The Victorian resort towns on Britain’s south coast were hit hard by the arrival of cheap overseas holidays. For more than a generation, these towns were abandoned to pensioners. Their streets are lined with the kinds of coffee lounges and mangy boutiques that have long disappeared elsewhere; their superb architectural infrastructure – piers, grand hotels, promenades and bandstands – flakes and rusts in the salty air. Then, a couple of years ago, the restoration of Bexhill’s De la Warr Pavilion, the finest modernist building in Britain in the most unlikely of settings, suggested a future for tourism beyond chips, coaches and ice-cream cones. It was followed by an excellent Triennial and a new gallery in Folkestone; Hastings looks likely to get a building to display the Jerwood Foundation’s collection; and the latest instalment is Eastbourne’s £8.6m Towner Gallery, designed by architect Rick Mather.

Stuffed away behind a fine, solid modernist theatre from 1963, the site is unpromising.

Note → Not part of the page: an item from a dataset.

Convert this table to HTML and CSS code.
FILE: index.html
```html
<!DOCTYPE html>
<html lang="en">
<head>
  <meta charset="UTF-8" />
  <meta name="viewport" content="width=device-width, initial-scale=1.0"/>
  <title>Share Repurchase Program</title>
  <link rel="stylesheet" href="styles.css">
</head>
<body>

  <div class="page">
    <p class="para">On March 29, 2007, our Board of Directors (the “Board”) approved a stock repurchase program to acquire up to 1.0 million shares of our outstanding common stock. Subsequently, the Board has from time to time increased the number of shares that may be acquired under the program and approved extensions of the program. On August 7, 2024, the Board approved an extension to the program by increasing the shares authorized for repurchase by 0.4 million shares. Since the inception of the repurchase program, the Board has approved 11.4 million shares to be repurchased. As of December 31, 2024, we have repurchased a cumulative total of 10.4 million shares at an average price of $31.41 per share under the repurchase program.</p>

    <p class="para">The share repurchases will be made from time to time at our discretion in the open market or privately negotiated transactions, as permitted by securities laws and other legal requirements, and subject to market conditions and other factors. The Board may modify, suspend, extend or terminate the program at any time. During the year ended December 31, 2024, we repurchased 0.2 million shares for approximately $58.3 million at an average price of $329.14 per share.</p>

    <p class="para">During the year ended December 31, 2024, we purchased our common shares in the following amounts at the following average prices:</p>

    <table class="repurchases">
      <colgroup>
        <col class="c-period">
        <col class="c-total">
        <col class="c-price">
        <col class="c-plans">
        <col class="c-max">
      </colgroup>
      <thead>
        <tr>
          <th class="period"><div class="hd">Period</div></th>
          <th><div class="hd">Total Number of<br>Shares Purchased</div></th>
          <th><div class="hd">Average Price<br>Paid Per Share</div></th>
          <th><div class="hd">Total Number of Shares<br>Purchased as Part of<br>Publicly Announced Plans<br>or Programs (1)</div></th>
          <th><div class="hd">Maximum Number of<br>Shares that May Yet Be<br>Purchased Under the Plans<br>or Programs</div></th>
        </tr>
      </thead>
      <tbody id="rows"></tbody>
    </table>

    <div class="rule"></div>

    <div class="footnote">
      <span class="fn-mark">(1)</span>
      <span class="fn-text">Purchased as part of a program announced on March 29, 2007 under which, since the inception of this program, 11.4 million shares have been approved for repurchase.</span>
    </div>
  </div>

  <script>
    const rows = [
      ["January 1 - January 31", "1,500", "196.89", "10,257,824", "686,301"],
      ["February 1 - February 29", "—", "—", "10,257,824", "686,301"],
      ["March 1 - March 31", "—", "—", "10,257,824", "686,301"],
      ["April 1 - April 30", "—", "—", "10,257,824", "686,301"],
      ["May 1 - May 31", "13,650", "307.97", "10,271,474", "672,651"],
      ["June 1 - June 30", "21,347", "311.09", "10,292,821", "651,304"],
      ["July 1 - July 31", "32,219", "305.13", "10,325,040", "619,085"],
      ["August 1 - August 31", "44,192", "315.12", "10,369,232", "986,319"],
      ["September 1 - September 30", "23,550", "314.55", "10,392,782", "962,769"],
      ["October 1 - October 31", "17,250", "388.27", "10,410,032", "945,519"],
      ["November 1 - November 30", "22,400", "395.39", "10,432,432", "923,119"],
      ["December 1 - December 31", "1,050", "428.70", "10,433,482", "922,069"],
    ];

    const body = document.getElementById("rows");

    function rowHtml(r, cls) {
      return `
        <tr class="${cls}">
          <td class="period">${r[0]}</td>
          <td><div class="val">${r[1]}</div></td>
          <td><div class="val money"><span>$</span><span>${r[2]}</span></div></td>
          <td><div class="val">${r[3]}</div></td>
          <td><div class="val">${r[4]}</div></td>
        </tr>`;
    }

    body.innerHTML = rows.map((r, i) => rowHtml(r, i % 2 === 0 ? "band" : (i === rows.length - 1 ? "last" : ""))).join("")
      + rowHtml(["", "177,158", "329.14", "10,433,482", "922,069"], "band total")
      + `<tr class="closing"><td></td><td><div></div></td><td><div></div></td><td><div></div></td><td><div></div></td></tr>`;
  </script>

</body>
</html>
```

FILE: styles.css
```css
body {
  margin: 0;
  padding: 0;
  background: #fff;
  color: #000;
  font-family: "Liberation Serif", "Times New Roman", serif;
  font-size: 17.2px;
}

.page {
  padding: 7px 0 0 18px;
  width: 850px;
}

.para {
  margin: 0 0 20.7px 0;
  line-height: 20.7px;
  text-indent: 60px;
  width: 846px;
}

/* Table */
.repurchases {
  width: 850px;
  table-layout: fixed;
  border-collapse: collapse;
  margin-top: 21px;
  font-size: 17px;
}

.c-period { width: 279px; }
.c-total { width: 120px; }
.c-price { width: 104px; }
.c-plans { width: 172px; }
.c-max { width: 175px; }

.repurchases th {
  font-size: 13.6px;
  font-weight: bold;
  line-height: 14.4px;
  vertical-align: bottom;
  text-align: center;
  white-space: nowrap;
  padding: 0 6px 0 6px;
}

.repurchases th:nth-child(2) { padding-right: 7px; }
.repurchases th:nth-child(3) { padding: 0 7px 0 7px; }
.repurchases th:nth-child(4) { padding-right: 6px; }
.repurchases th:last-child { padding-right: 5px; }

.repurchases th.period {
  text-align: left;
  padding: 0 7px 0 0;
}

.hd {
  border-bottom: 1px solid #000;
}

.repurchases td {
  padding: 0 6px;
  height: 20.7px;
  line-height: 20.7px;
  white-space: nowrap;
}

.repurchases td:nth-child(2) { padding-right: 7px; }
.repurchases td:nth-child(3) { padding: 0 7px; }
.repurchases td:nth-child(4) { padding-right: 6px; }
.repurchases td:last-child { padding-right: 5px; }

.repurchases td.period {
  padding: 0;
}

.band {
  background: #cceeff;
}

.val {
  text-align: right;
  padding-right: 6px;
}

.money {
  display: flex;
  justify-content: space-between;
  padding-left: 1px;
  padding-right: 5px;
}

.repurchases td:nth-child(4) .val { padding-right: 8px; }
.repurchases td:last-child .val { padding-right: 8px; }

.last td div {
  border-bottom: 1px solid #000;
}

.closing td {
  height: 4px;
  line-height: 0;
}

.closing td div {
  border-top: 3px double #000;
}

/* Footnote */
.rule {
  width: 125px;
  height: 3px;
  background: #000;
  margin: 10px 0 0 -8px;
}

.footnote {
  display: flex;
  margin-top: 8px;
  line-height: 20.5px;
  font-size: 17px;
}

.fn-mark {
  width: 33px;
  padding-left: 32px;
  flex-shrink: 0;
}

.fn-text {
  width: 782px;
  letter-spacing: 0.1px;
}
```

Yet in a world of attention-seeking arts buildings, the Towner’s façade is a painterly composition, a monochrome abstract that melts into its glass and concrete neighbour by day but glows in the evening. It reveals an open lobby and shop that appears as an extension of the street and, with no fuss, visitors are propelled into the ground floor galleries. Shared with the theatre and convertible to conference use, these rooms are big, spacious and loose, expressed in white and raw concrete.

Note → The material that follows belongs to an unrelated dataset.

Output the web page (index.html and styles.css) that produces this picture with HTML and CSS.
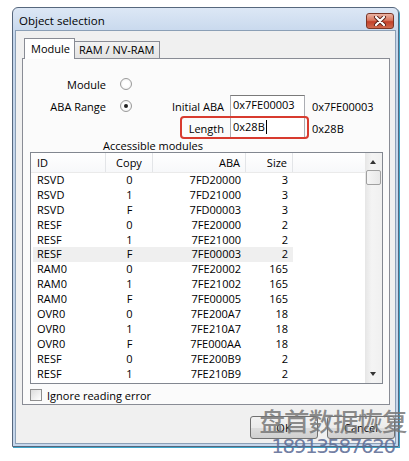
FILE: index.html
```html
<!DOCTYPE html>
<html>
<head>
<meta charset="utf-8">
<link rel="stylesheet" href="styles.css">
</head>
<body>
<div class="window">
  <div class="titlebar">
    <span class="title">Object selection</span>
    <span class="close"><svg width="14" height="10" viewBox="0 0 14 10"><path d="M3 1 L11 9 M11 1 L3 9" stroke="#5a2018" stroke-width="4" stroke-linecap="round"/><path d="M3 1 L11 9 M11 1 L3 9" stroke="#fff" stroke-width="2.2" stroke-linecap="round"/></svg></span>
  </div>
  <div class="client">
    <div class="tabs">
      <div class="tab active">Module</div>
      <div class="tab">RAM / NV-RAM</div>
    </div>
    <div class="panel">
      <div class="form">
        <div class="lbl">Module</div>
        <div class="radio"></div>
        <div></div><div></div><div></div>
        <div class="lbl">ABA Range</div>
        <div class="radio checked"></div>
        <div class="lbl2">Initial ABA</div>
        <div class="input">0x7FE00003</div>
        <div class="val">0x7FE00003</div>
        <div></div>
        <div></div>
        <div class="lbl2">Length</div>
        <div class="input">0x28B<span class="caret"></span></div>
        <div class="val">0x28B</div>
      </div>
      <div class="highlight"></div>
      <div class="caption">Accessible modules</div>
      <div class="listbox">
        <div class="listmain">
          <div class="row header">
            <div class="c-id">ID</div><div class="c-copy">Copy</div><div class="c-aba">ABA</div><div class="c-size">Size</div><div class="c-rest"></div>
          </div>
          <div class="row"><div class="c-id">RSVD</div><div class="c-copy">0</div><div class="c-aba">7FD20000</div><div class="c-size">3</div></div>
          <div class="row"><div class="c-id">RSVD</div><div class="c-copy">1</div><div class="c-aba">7FD21000</div><div class="c-size">3</div></div>
          <div class="row"><div class="c-id">RSVD</div><div class="c-copy">F</div><div class="c-aba">7FD00003</div><div class="c-size">3</div></div>
          <div class="row"><div class="c-id">RESF</div><div class="c-copy">0</div><div class="c-aba">7FE20000</div><div class="c-size">2</div></div>
          <div class="row"><div class="c-id">RESF</div><div class="c-copy">1</div><div class="c-aba">7FE21000</div><div class="c-size">2</div></div>
          <div class="row sel"><div class="c-id">RESF</div><div class="c-copy">F</div><div class="c-aba">7FE00003</div><div class="c-size">2</div></div>
          <div class="row"><div class="c-id">RAM0</div><div class="c-copy">0</div><div class="c-aba">7FE20002</div><div class="c-size">165</div></div>
          <div class="row"><div class="c-id">RAM0</div><div class="c-copy">1</div><div class="c-aba">7FE21002</div><div class="c-size">165</div></div>
          <div class="row"><div class="c-id">RAM0</div><div class="c-copy">F</div><div class="c-aba">7FE00005</div><div class="c-size">165</div></div>
          <div class="row"><div class="c-id">OVR0</div><div class="c-copy">0</div><div class="c-aba">7FE200A7</div><div class="c-size">18</div></div>
          <div class="row"><div class="c-id">OVR0</div><div class="c-copy">1</div><div class="c-aba">7FE210A7</div><div class="c-size">18</div></div>
          <div class="row"><div class="c-id">OVR0</div><div class="c-copy">F</div><div class="c-aba">7FE000AA</div><div class="c-size">18</div></div>
          <div class="row"><div class="c-id">RESF</div><div class="c-copy">0</div><div class="c-aba">7FE200B9</div><div class="c-size">2</div></div>
          <div class="row"><div class="c-id">RESF</div><div class="c-copy">1</div><div class="c-aba">7FE210B9</div><div class="c-size">2</div></div>
        </div>
        <div class="scrollbar">
          <div class="arrow up"></div>
          <div class="thumb"></div>
          <div class="track"></div>
          <div class="arrow down"></div>
        </div>
      </div>
      <div class="checkrow"><span class="checkbox"></span>Ignore reading error</div>
    </div>
    <div class="buttons">
      <div class="btn">OK</div>
      <div class="btn">Cancel</div>
    </div>
  </div>
  <div class="watermark">
    <div class="wm-cn">盘首数据恢复</div>
    <div class="wm-num">18913587620</div>
  </div>
</div>
</body>
</html>
```
FILE: styles.css
```css
* { box-sizing: border-box; }
html, body { margin: 0; padding: 0; background: #fff; }
body {
  font-family: "Open Sans", "Noto Sans", sans-serif;
  font-size: 11px;
  color: #000;
  width: 409px;
  height: 461px;
  overflow: hidden;
}
.window {
  position: relative;
  margin: 7px 0 0 12px;
  width: 387px;
  height: 440px;
  border: 1px solid #56677d;
  border-radius: 6px 6px 0 0;
  background: linear-gradient(#dce7f5, #c3d5eb 30px, #c6d7ec);
  box-shadow: 1px 1px 0 #3fa5c9;
  display: flex;
  flex-direction: column;
}
.titlebar {
  height: 22px;
  display: flex;
  align-items: center;
  justify-content: space-between;
  padding: 0 4px 0 6px;
}
.title { font-size: 11.5px; color: #000; margin-top: 2px; }
.close {
  width: 28px;
  height: 16px;
  margin-top: 3px;
  border: 1px solid #7b3526;
  border-radius: 3px;
  background: linear-gradient(#eab3a4, #d9775f 45%, #c2402a 55%, #cf6a4f);
  display: flex;
  align-items: center;
  justify-content: center;
}
.client {
  flex: 1;
  margin: 0 2px 2px 2px;
  background: #f0f0f0;
  border: 1px solid #8b9fb6;
  padding: 7px 0 0 6px;
  display: flex;
  flex-direction: column;
}
.tabs { display: flex; align-items: flex-end; height: 20px; margin-left: 2px; }
.tab {
  height: 17px;
  padding: 0 5px 0 4px;
  border: 1px solid #898c95;
  border-bottom: none;
  border-left: none;
  background: linear-gradient(#f2f2f2, #e3e3e3);
  line-height: 16px;
}
.tab.active {
  height: 21px;
  width: 51px;
  padding: 0 6px;
  border-left: 1px solid #898c95;
  background: #fff;
  margin-bottom: -1px;
  position: relative;
  z-index: 1;
  line-height: 19px;
}
.panel {
  position: relative;
  width: 368px;
  height: 347px;
  border: 1px solid #898c95;
  background: #fbfbfb;
  padding: 14px 0 0 0;
}
.form {
  display: grid;
  grid-template-columns: 83px 14px 12px 92px 6px 75px 7px auto;
  grid-template-rows: 22px 22px 22px;
  align-items: center;
}
.form > .lbl { text-align: right; grid-column: 1; }
.form > .radio { grid-column: 3; }
.form > .lbl2 { grid-column: 4; text-align: right; }
.form > .input { grid-column: 6; }
.form > .val { grid-column: 8; }
.radio {
  width: 12px; height: 12px;
  border-radius: 50%;
  border: 1px solid #9a9a9a;
  background: radial-gradient(circle, #fff 40%, #e8e8e8);
  position: relative;
}
.radio.checked::after {
  content: "";
  position: absolute;
  left: 3px; top: 3px;
  width: 4px; height: 4px;
  border-radius: 50%;
  background: #222;
}
.input {
  height: 22px;
  border: 1px solid #abadb3;
  border-top-color: #7a7a7a;
  background: #fff;
  padding: 0 0 0 2px;
  line-height: 18px;
  white-space: nowrap;
}
.caret { display: inline-block; width: 1px; height: 14px; background: #000; vertical-align: -3px; margin-left: 1px; }
.highlight {
  position: absolute;
  left: 157px;
  top: 57px;
  width: 129px;
  height: 23px;
  border: 2px solid #d83b2f;
  border-radius: 4px;
}
.caption { margin: 0 0 0 80px; line-height: 13px; height: 13px; }
.listbox {
  margin: 0 0 0 7px;
  width: 353px;
  height: 232px;
  border: 1px solid #828790;
  background: #fff;
  display: flex;
}
.listmain { flex: 1; overflow: hidden; padding-left: 2px; }
.row { display: flex; height: 14.9px; line-height: 14.9px; width: 260px; }
.row.sel { background: #efefef; }
.row.header {
  height: 20px;
  line-height: 19px;
  width: auto;
  margin-left: -2px;
  padding-left: 2px;
  background: linear-gradient(#fff, #f7f8fa);
  border-bottom: 1px solid #eaeaea;
}
.c-id { width: 73px; padding-left: 4px; }
.c-copy { width: 47px; text-align: center; }
.c-aba { width: 93px; text-align: right; padding-right: 5px; }
.c-size { width: 47px; text-align: right; padding-right: 5px; }
.header .c-id, .header .c-copy, .header .c-aba, .header .c-size { border-right: 1px solid #e3e5e8; }
.c-rest { flex: 1; }
.scrollbar {
  width: 17px;
  background: linear-gradient(90deg, #e6e6e6, #f4f4f4 40%, #f0f0f0);
  display: flex;
  flex-direction: column;
  align-items: center;
}
.arrow { height: 17px; width: 17px; position: relative; }
.arrow::after {
  content: "";
  position: absolute;
  left: 5px;
  border-left: 3.5px solid transparent;
  border-right: 3.5px solid transparent;
}
.arrow.up::after { top: 7px; border-bottom: 4px solid #333; }
.arrow.down::after { top: 6px; border-top: 4px solid #333; }
.thumb {
  width: 15px;
  height: 15px;
  border: 1px solid #a0a0a0;
  border-radius: 2px;
  background: linear-gradient(90deg, #f5f5f5, #e8e8e8);
}
.track { flex: 1; }
.checkrow {
  display: flex;
  align-items: center;
  margin: 3px 0 0 7px;
  height: 16px;
}
.checkbox {
  width: 12px; height: 12px;
  border: 1px solid #8f8f8f;
  background: linear-gradient(135deg, #dcdcdc, #fff);
  margin-right: 5px;
}
.buttons {
  display: flex;
  gap: 9px;
  margin: 11px 0 0 228px;
}
.btn {
  width: 69px;
  height: 23px;
  border: 1px solid #707070;
  border-radius: 3px;
  background: linear-gradient(#f2f2f2, #ebebeb 50%, #dddddd 51%, #cfcfcf);
  text-align: center;
  line-height: 21px;
}
.watermark {
  position: absolute;
  left: 243px;
  top: 395px;
  width: 154px;
  text-align: center;
  pointer-events: none;
}
.wm-cn {
  font-family: "Noto Sans CJK SC", sans-serif;
  font-size: 25.5px;
  line-height: 33px;
  color: rgba(120,120,120,0.85);
  letter-spacing: -1px;
  font-weight: 500;
}
.wm-num {
  font-family: "DejaVu Sans", sans-serif;
  font-size: 20px;
  line-height: 20px;
  color: rgba(95,110,150,0.9);
  letter-spacing: -1.5px;
}
```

As one rises, in a large elevator or on a simple steel stair, the first-floor galleries are useful but unspectacular. They are, however, well filled with the Towner’s admirably coherent collection, which focuses on the land and seascapes of the south coast and embraces art by Eric Ravilious (of whose work it has the finest collection), Christopher Wood, William Nicholson and Duncan Grant.

The site faces away from the sea in a dip on a dull suburban road. But Mather has oriented it towards the South Downs so the chalk cliffs that define both the surrounding landscape and the art on the walls root the building in its location. The crests of the Downs are glimpsed through circulation spaces and even from the elevator, while the café lifts the sparse interior above neo-vernacular brick dullness.

The building is crowned by a second-floor gallery that is as fine as an artist or curator could ask for. Lofty but not too tall, crisply detailed but rough and understated enough not to detract from the art, it is shown off wonderfully by the current exhibition of work by Chilean artist Iván Navarro. Fluorescent tube characters line the walls, imitating Otl Aicher’s memorably minimal pictograms for the 1972 Olympics and illuminating the gallery curiously, almost spotlighting it from below to bring the ceiling into sharp focus.

But, while it is a superb volume, a space that echoes the Kunsthalle model of Germany and Switzerland, I am astonished by the lack of natural top light in a gallery that sits above the building. I am sure it is easier to control lights with a switch but the coast seems to me so dependent on its changing light that this is an inexplicable omission. Another jarring problem is the hideous curving façade that wraps round the far side of the building. Its random, deep openings seem to want to recall Le Corbusier’s chapel at Ronchamp but the papery thinness of the render makes them instead like bad developer’s moderne.

Mather achieved something similar to the Towner with his extension to the Lyric Theatre in Hammersmith, London – an intelligent, pared-down modernism, sympathetic to a slightly ugly neighbour, urbane, robust and good value. At Eastbourne, he has built a gallery as contemporary and broadly enjoyable as the iron and glass seaside concoctions of the seafront were in their day.